**Data excerpt:**

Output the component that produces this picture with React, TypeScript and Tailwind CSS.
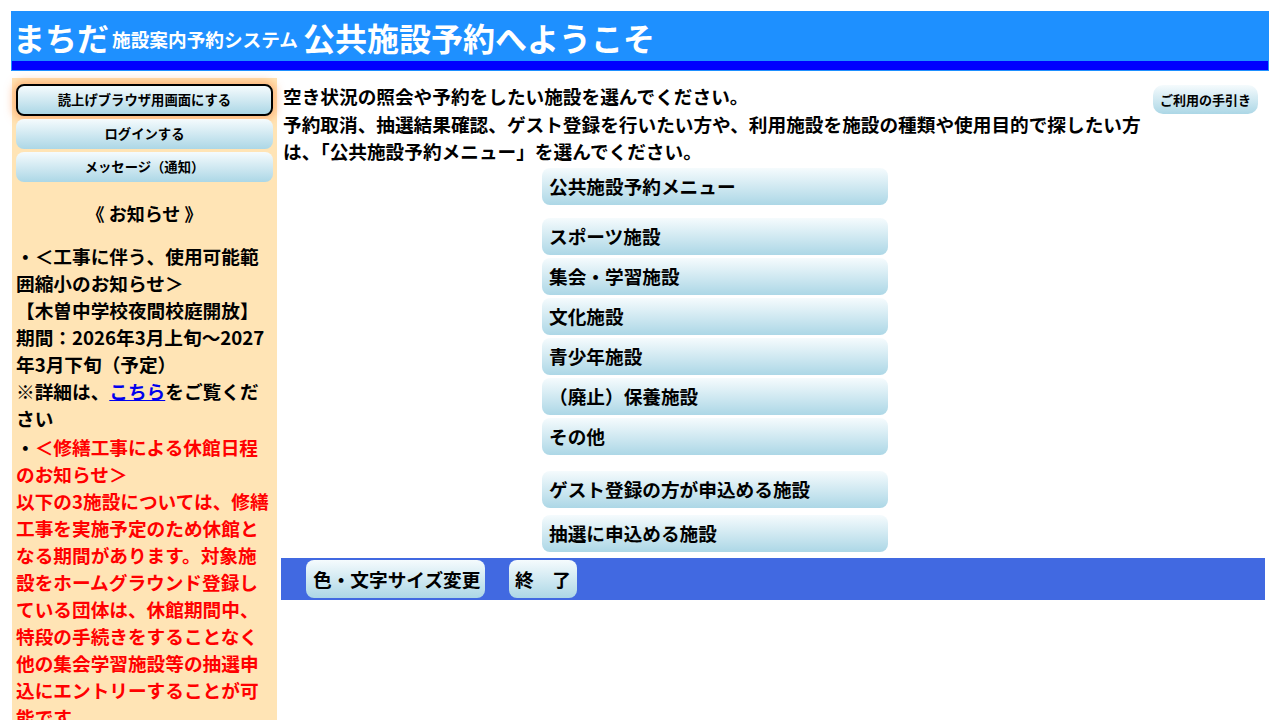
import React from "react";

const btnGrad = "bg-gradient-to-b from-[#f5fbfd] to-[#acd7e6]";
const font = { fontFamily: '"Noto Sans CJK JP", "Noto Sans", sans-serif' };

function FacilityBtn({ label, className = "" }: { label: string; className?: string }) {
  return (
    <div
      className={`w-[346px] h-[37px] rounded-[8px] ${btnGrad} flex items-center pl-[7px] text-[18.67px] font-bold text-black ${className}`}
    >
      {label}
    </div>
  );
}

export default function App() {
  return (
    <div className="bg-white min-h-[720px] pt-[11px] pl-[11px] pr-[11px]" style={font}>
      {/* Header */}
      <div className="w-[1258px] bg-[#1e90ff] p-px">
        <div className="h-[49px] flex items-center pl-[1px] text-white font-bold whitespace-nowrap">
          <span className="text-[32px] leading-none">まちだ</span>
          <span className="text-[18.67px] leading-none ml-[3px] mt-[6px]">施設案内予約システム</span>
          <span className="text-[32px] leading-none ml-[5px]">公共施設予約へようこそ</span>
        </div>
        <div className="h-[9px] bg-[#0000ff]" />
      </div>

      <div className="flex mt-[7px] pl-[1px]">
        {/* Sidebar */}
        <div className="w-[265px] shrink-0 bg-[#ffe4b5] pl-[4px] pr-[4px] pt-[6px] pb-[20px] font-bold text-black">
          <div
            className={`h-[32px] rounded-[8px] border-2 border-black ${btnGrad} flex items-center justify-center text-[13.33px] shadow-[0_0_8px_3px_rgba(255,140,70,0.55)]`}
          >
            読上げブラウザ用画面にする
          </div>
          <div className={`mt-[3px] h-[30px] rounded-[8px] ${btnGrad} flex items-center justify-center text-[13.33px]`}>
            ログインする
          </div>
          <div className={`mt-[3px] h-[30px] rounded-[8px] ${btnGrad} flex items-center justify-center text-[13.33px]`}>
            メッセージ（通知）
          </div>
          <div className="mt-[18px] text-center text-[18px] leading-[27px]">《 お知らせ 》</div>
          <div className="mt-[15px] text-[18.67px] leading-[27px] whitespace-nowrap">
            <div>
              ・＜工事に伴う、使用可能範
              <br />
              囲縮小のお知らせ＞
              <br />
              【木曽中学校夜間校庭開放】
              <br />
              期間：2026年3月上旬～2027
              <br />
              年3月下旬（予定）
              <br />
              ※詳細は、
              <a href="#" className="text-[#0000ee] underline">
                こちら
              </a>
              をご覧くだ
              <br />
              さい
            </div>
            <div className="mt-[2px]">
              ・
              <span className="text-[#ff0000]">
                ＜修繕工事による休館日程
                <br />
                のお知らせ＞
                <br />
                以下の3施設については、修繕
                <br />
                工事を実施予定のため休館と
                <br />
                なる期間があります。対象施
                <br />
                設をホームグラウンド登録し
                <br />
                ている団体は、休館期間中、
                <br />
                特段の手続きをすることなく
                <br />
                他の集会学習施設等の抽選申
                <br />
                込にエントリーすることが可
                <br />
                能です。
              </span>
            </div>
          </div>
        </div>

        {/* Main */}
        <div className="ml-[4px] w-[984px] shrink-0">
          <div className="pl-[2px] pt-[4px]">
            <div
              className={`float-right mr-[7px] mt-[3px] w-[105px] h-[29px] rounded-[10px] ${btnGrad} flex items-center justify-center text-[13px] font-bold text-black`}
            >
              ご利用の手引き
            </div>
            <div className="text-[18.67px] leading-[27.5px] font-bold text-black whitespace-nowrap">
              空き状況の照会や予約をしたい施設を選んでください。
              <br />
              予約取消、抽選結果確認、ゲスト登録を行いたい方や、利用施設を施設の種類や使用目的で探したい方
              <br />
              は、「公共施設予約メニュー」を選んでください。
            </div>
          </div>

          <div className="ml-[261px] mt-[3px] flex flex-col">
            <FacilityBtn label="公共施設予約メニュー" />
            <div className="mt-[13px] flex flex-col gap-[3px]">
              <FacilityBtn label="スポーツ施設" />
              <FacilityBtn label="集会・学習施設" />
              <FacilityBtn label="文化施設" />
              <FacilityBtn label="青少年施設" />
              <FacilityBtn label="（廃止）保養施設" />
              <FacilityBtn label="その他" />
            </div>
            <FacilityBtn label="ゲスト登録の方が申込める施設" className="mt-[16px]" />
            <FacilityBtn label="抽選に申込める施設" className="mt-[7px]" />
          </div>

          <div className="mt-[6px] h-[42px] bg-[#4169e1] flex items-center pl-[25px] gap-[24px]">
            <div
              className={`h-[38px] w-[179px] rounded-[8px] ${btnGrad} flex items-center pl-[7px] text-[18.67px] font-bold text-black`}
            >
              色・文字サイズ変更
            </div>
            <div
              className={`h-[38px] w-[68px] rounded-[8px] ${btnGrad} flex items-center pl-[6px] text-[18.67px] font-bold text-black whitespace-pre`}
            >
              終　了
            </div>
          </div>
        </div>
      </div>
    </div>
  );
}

**What you have to do:** Give back every line exactly as it stands, pictures excluded.

**Exercise solution:**
Output the component that produces this picture with React, TypeScript and Tailwind CSS.
import React from "react";

const btnGrad = "bg-gradient-to-b from-[#f5fbfd] to-[#acd7e6]";
const font = { fontFamily: '"Noto Sans CJK JP", "Noto Sans", sans-serif' };

function FacilityBtn({ label, className = "" }: { label: string; className?: string }) {
  return (
    <div
      className={`w-[346px] h-[37px] rounded-[8px] ${btnGrad} flex items-center pl-[7px] text-[18.67px] font-bold text-black ${className}`}
    >
      {label}
    </div>
  );
}

export default function App() {
  return (
    <div className="bg-white min-h-[720px] pt-[11px] pl-[11px] pr-[11px]" style={font}>
      {/* Header */}
      <div className="w-[1258px] bg-[#1e90ff] p-px">
        <div className="h-[49px] flex items-center pl-[1px] text-white font-bold whitespace-nowrap">
          <span className="text-[32px] leading-none">まちだ</span>
          <span className="text-[18.67px] leading-none ml-[3px] mt-[6px]">施設案内予約システム</span>
          <span className="text-[32px] leading-none ml-[5px]">公共施設予約へようこそ</span>
        </div>
        <div className="h-[9px] bg-[#0000ff]" />
      </div>

      <div className="flex mt-[7px] pl-[1px]">
        {/* Sidebar */}
        <div className="w-[265px] shrink-0 bg-[#ffe4b5] pl-[4px] pr-[4px] pt-[6px] pb-[20px] font-bold text-black">
          <div
            className={`h-[32px] rounded-[8px] border-2 border-black ${btnGrad} flex items-center justify-center text-[13.33px] shadow-[0_0_8px_3px_rgba(255,140,70,0.55)]`}
          >
            読上げブラウザ用画面にする
          </div>
          <div className={`mt-[3px] h-[30px] rounded-[8px] ${btnGrad} flex items-center justify-center text-[13.33px]`}>
            ログインする
          </div>
          <div className={`mt-[3px] h-[30px] rounded-[8px] ${btnGrad} flex items-center justify-center text-[13.33px]`}>
            メッセージ（通知）
          </div>
          <div className="mt-[18px] text-center text-[18px] leading-[27px]">《 お知らせ 》</div>
          <div className="mt-[15px] text-[18.67px] leading-[27px] whitespace-nowrap">
            <div>
              ・＜工事に伴う、使用可能範
              <br />
              囲縮小のお知らせ＞
              <br />
              【木曽中学校夜間校庭開放】
              <br />
              期間：2026年3月上旬～2027
              <br />
              年3月下旬（予定）
              <br />
              ※詳細は、
              <a href="#" className="text-[#0000ee] underline">
                こちら
              </a>
              をご覧くだ
              <br />
              さい
            </div>
            <div className="mt-[2px]">
              ・
              <span className="text-[#ff0000]">
                ＜修繕工事による休館日程
                <br />
                のお知らせ＞
                <br />
                以下の3施設については、修繕
                <br />
                工事を実施予定のため休館と
                <br />
                なる期間があります。対象施
                <br />
                設をホームグラウンド登録し
                <br />
                ている団体は、休館期間中、
                <br />
                特段の手続きをすることなく
                <br />
                他の集会学習施設等の抽選申
                <br />
                込にエントリーすることが可
                <br />
                能です。
              </span>
            </div>
          </div>
        </div>

        {/* Main */}
        <div className="ml-[4px] w-[984px] shrink-0">
          <div className="pl-[2px] pt-[4px]">
            <div
              className={`float-right mr-[7px] mt-[3px] w-[105px] h-[29px] rounded-[10px] ${btnGrad} flex items-center justify-center text-[13px] font-bold text-black`}
            >
              ご利用の手引き
            </div>
            <div className="text-[18.67px] leading-[27.5px] font-bold text-black whitespace-nowrap">
              空き状況の照会や予約をしたい施設を選んでください。
              <br />
              予約取消、抽選結果確認、ゲスト登録を行いたい方や、利用施設を施設の種類や使用目的で探したい方
              <br />
              は、「公共施設予約メニュー」を選んでください。
            </div>
          </div>

          <div className="ml-[261px] mt-[3px] flex flex-col">
            <FacilityBtn label="公共施設予約メニュー" />
            <div className="mt-[13px] flex flex-col gap-[3px]">
              <FacilityBtn label="スポーツ施設" />
              <FacilityBtn label="集会・学習施設" />
              <FacilityBtn label="文化施設" />
              <FacilityBtn label="青少年施設" />
              <FacilityBtn label="（廃止）保養施設" />
              <FacilityBtn label="その他" />
            </div>
            <FacilityBtn label="ゲスト登録の方が申込める施設" className="mt-[16px]" />
            <FacilityBtn label="抽選に申込める施設" className="mt-[7px]" />
          </div>

          <div className="mt-[6px] h-[42px] bg-[#4169e1] flex items-center pl-[25px] gap-[24px]">
            <div
              className={`h-[38px] w-[179px] rounded-[8px] ${btnGrad} flex items-center pl-[7px] text-[18.67px] font-bold text-black`}
            >
              色・文字サイズ変更
            </div>
            <div
              className={`h-[38px] w-[68px] rounded-[8px] ${btnGrad} flex items-center pl-[6px] text-[18.67px] font-bold text-black whitespace-pre`}
            >
              終　了
            </div>
          </div>
        </div>
      </div>
    </div>
  );
}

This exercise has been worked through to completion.